[begin Data shown]

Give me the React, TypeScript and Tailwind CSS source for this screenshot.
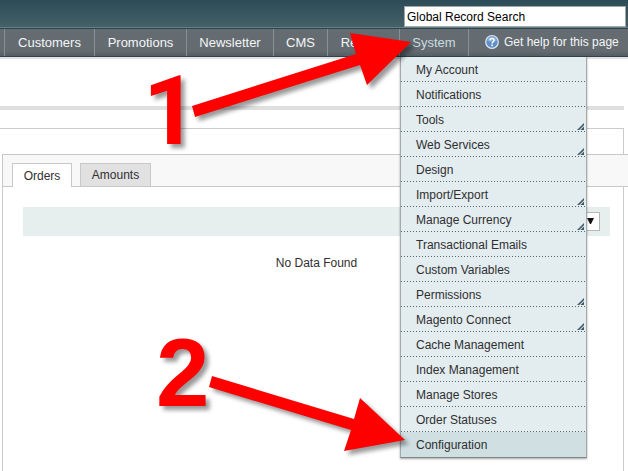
import React from "react";

type MenuItem = { label: string; nested?: boolean };

const navItems = [
  { label: "Customers", width: "w-[90px]" },
  { label: "Promotions", width: "w-[92px]" },
  { label: "Newsletter", width: "w-[87px]" },
  { label: "CMS", width: "w-[54px]" },
  { label: "Reports", width: "w-[72px]" },
];

const systemMenu: MenuItem[] = [
  { label: "My Account" },
  { label: "Notifications" },
  { label: "Tools", nested: true },
  { label: "Web Services", nested: true },
  { label: "Design" },
  { label: "Import/Export", nested: true },
  { label: "Manage Currency", nested: true },
  { label: "Transactional Emails" },
  { label: "Custom Variables" },
  { label: "Permissions", nested: true },
  { label: "Magento Connect", nested: true },
  { label: "Cache Management" },
  { label: "Index Management" },
  { label: "Manage Stores" },
  { label: "Order Statuses" },
  { label: "Configuration" },
];

function NestedMark() {
  return (
    <svg className="absolute right-0.5 bottom-0.5" width="7" height="7" viewBox="0 0 7 7" aria-hidden="true">
      <path d="M0 7 7 0V2.200L2.200 7Z" fill="#3f5868" />
      <path d="M3.400 7 7 3.400V7Z" fill="#3f5868" />
    </svg>
  );
}

function HelpIcon() {
  return (
    <svg width="14" height="14" viewBox="0 0 14 14" aria-hidden="true">
      <circle cx="7" cy="7" r="6.300" fill="#5f8fc6" stroke="#dce9f5" strokeWidth="1.200" />
      <path d="M2 6a5 5 0 0 1 10 0Q7 7.500 2 6Z" fill="#86abd5" />
      <path
        d="M4.900 5.400C5 2.700 9.200 2.900 9.100 5.300 9 6.800 7.100 6.900 7.100 8.500"
        fill="none"
        stroke="#fff"
        strokeWidth="1.500"
      />
      <rect x="6.300" y="9.500" width="1.600" height="1.600" fill="#fff" />
    </svg>
  );
}

function SystemMenu() {
  return (
    <ul className="absolute top-full left-0 z-10 mt-px w-[187px] border border-t-0 border-[#a4a9ab] border-b-[#7b878b] bg-[#e3ecef] shadow-[0_1px_2px_rgba(0,0,0,0.35)]">
      {systemMenu.map((item, i) => {
        const last = i === systemMenu.length - 1;
        return (
          <li key={item.label} className={last ? "bg-[#d0dfe2]" : ""}>
            <a href="#" className="relative block h-[25px] pl-[15px] leading-[26px] text-[#2f2f2f]">
              {item.label}
              {item.nested && <NestedMark />}
              {!last && (
                <span className="absolute inset-x-0 bottom-0 h-px bg-[repeating-linear-gradient(90deg,#51646c_0_1px,transparent_1px_3px)]" />
              )}
            </a>
          </li>
        );
      })}
    </ul>
  );
}

function Header() {
  return (
    <header>
      <div className="flex h-7 items-end justify-end border-b border-[#64818a] bg-linear-to-b from-[#2d4b57] to-[#446168] pr-0.5">
        <input
          type="text"
          aria-label="Global Record Search"
          defaultValue="Global Record Search"
          className="h-[21px] w-[222px] border border-[#a5a5a5] bg-white px-0.5 text-black outline-none"
        />
      </div>
      <nav className="flex h-[29px] border-y border-[#2d444f] bg-linear-to-b from-[#656c71] from-80% to-[#555e64] pl-[5px] text-[#f4f6f6] shadow-[0_2px_0_#e4dfe1]">
        <ul className="-ml-px flex border-l border-[#899094]">
          {navItems.map((item) => (
            <li key={item.label} className={`${item.width} border-r border-[#899094] text-center text-[13px] leading-[27px]`}>
              <a href="#">{item.label}</a>
            </li>
          ))}
          <li className="relative w-[69px] border-r border-[#899094] text-center text-[13px] leading-[27px]">
            <a href="#" className="text-[#c9dde0]">System</a>
            <div className="text-left text-xs">
              <SystemMenu />
            </div>
          </li>
        </ul>
        <a href="#" className="ml-4 flex h-[25px] items-center gap-[5px] whitespace-nowrap">
          <HelpIcon />
          Get help for this page
        </a>
      </nav>
    </header>
  );
}

function Annotations() {
  return (
    <svg
      className="pointer-events-none absolute top-0 left-0 z-20 drop-shadow-[4px_4px_2px_rgba(0,0,0,0.4)]"
      width="628"
      height="471"
      viewBox="0 0 628 471"
      fill="#fe0000"
      fontSize="96"
      fontWeight="700"
    >
      <text x="143" y="144" fontFamily="Roboto, Arial, sans-serif">1</text>
      <path d="M192 106 356 54 350 33 411 42 367 85 360 65 195 117Z" />
      <text x="156" y="406" fontFamily="Liberation Sans, Arial, sans-serif">2</text>
      <path d="M212 376 354 419 360 398 405 440 344 451 351 430 209 387Z" />
    </svg>
  );
}

export default function App() {
  return (
    <div className="relative flex min-h-screen flex-col overflow-hidden bg-white font-['Liberation_Sans',Arial,sans-serif] text-xs text-[#2f2f2f]">
      <Header />
      <main className="flex grow flex-col pt-[49px]">
        <div className="mr-1 h-1 bg-[#dfdfdf]" />
        <section className="mt-[18px] mr-1 flex grow flex-col border-t border-r border-[#cbcbcb] pt-[25px]">
          <div className="-mr-[5px] ml-0.5 flex h-[33px] items-end gap-2 border-y border-l border-[#c7c9c9] bg-[#f8f8f8] pl-[9px]">
            <button className="-mb-px h-6 w-[60px] border border-b-0 border-[#c7c9c9] bg-white">Orders</button>
            <button className="h-[23px] w-[71px] border border-b-0 border-[#c7c9c9] bg-[#e1e1e1]">Amounts</button>
          </div>
          <div className="ml-0.5 grow border-l border-[#cbcbcb] pt-5 pr-[13px] pl-5">
            <div className="flex h-[29px] items-center justify-end bg-[#e6efee] pr-2.5">
              <div className="relative">
                <select aria-label="Select Range" className="h-[19px] w-[105px] appearance-none border border-[#b5b8b9] bg-white pl-1">
                  <option>Last 24 Hours</option>
                </select>
                <svg className="pointer-events-none absolute top-1.5 right-1.5" width="7" height="6" viewBox="0 0 7 6" aria-hidden="true">
                  <path d="M0 0H7L4 6H3Z" fill="#111" />
                </svg>
              </div>
            </div>
            <p className="pt-[18px] text-center leading-[18px]">No Data Found</p>
          </div>
        </section>
      </main>
      <Annotations />
    </div>
  );
}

[end Data shown]

Please extract exactly the lines of the data, from the first through the line containing "string; nested?: boolean", and add no pictures to the copy.

Give me the React, TypeScript and Tailwind CSS source for this screenshot.
import React from "react";

type MenuItem = { label: string; nested?: boolean };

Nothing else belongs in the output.